PUBLIO ESCIPIÓN
Se refiere que durante mucho tiempo no quiso ningún candidato ocupar este puesto difícil y peligroso[5]. Se presentó por último Publio Escipión. Era éste un oficial de veintisiete años apenas, hijo del general del mismo nombre, muerto poco antes en España. Ya había sido tribuno militar y edil. No puedo creer que habiendo hecho convocar los comicios para una elección de tal importancia, se entregase el Senado en ella al azar; tampoco creo que estuviese en Roma tan extinguido el amor a la gloria y aun a la patria, que no se encontrase ni un solo capitán experimentado que solicitase el mando. Es lo más probable que las miradas del Senado se hubiesen fijado ya en el joven oficial acostumbrado a la guerra y de un talento experimentado que se había portado brillantemente en las sangrientas derrotas del Tesino y de Canas. Como no había recorrido todos los grados de la jerarquía, y no podía legalmente suceder a pretorianos y consulares, se recurrió al pueblo, colocándole así en la necesidad de conferir el grado a este candidato único, a pesar de su falta de aptitud legal, siendo el medio excelente para conciliar los favores de la muchedumbre, a él y a la expedición a España, hasta entonces muy impopular. Si tal fue el cálculo de su improvisada candidatura, salió a medida de sus deseos. A la vista de este hijo que quería ir allende los mares a vengar la muerte de su padre, a quien nueve años antes había salvado la vida sobre el Tesino; a la vista de este joven, bello y varonil, que venía con las mejillas encendidas por la modestia a ofrecerse al peligro, a falta de otro más digno; de este simple tribuno militar, a quien el voto de las centurias elevaba de un salto al mando superior, todos los ciudadanos, así los de la ciudad como los de la campiña, reunidos en los comicios, experimentaron una admiración profunda, inextinguible. ¡Verdaderamente era la de Escipión una naturaleza entusiasta y simpática! No puede contarse entre aquellos hombres raros, de voluntad de hierro, y cuyo brazo poderoso colocó el mundo, por espacio de muchos siglos, en un nuevo molde; tampoco fue de aquellos que poniéndose delante del carro de la fortuna lo detienen durante algunos años, hasta que llega un día en que las ruedas pasan sobre su cuerpo. Obedeciendo al Senado fue como ganó batallas y conquistó países. Sus laureles militares le valieron también en Roma una situación política eminente; sin embargo, quedó muy atrás de César o de Alejandro.

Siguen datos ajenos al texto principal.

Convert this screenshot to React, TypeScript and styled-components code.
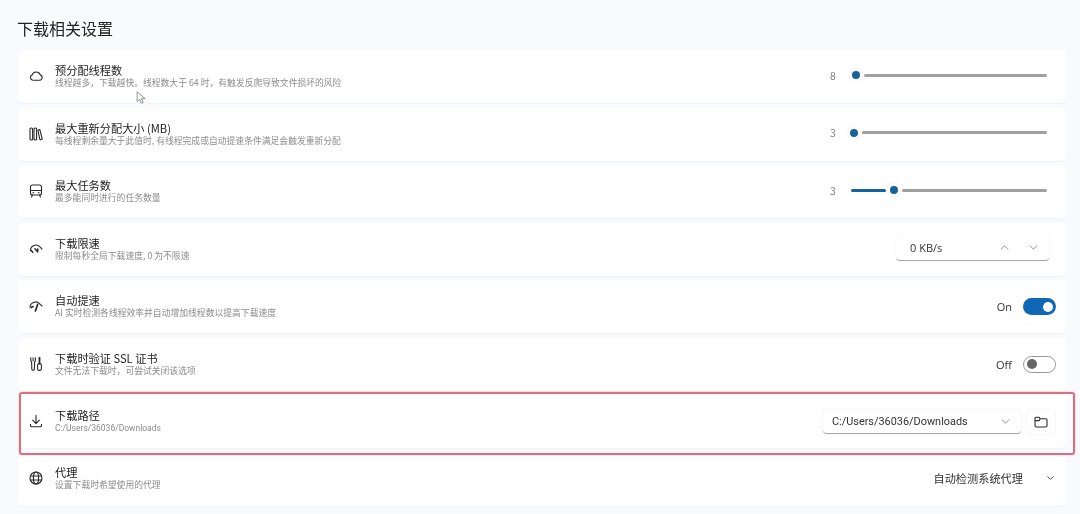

Como general, no hizo por su país más que Marco Marcelo. Como hombre de Estado, sin darse quizá cuenta exacta de su política antipatriótica y completamente personal, hizo tanto mal a su patria como servicios le había prestado en el campo de batalla; y sin embargo, todos se prendan de los encantos de esta amable y heroica figura: mitad convicción y mitad destreza, sereno siempre y seguro de sí mismo en el ardor que le anima, marcha rodeado de una especie de aureola brillante. Bastante inspirado para inflamar los corazones; bastante frío y reflexivo para no adoptar más que el consejo de la razón, para contar siempre con la ley común de las cosas de este mundo; muy lejano de creer sencillamente, con la muchedumbre, en la revelación divina de sus propias concepciones, y demasiado diestro para procurar desengañarla; teniendo además la convicción profunda de que es un grande hombre por la gracia de los dioses; verdadero carácter de profeta, en suma, se mantuvo sobre y fuera del pueblo. Su palabra era segura y sólida como la roca; piensa como rey, y creería rebajarse revistiendo este título vulgar. Al lado de esto, no comprende que la Constitución le alcanza ni más ni menos que a cualquier otro ciudadano; tan convencido de su grandeza, que no conoce el odio ni la envidia, que reconoce cortésmente todos los méritos y perdona y compadece todas las faltas; perfecto oficial y astuto diplomático, sin esa especie de sello profesional exagerado del uno y del otro; uniendo la cultura griega al sentimiento omnipotente de la nacionalidad romana, atento y amable, se ganaba todos los corazones, así los de los soldados como los de las mujeres, los de los romanos como los de los españoles, los de sus enemigos en el Senado y hasta el del héroe cartaginés, más grande que él, con quien tendría un día que luchar. Apenas fue elegido, su nombre corrió de boca en boca, y será la estrella que conduzca a los romanos a la victoria y a la paz.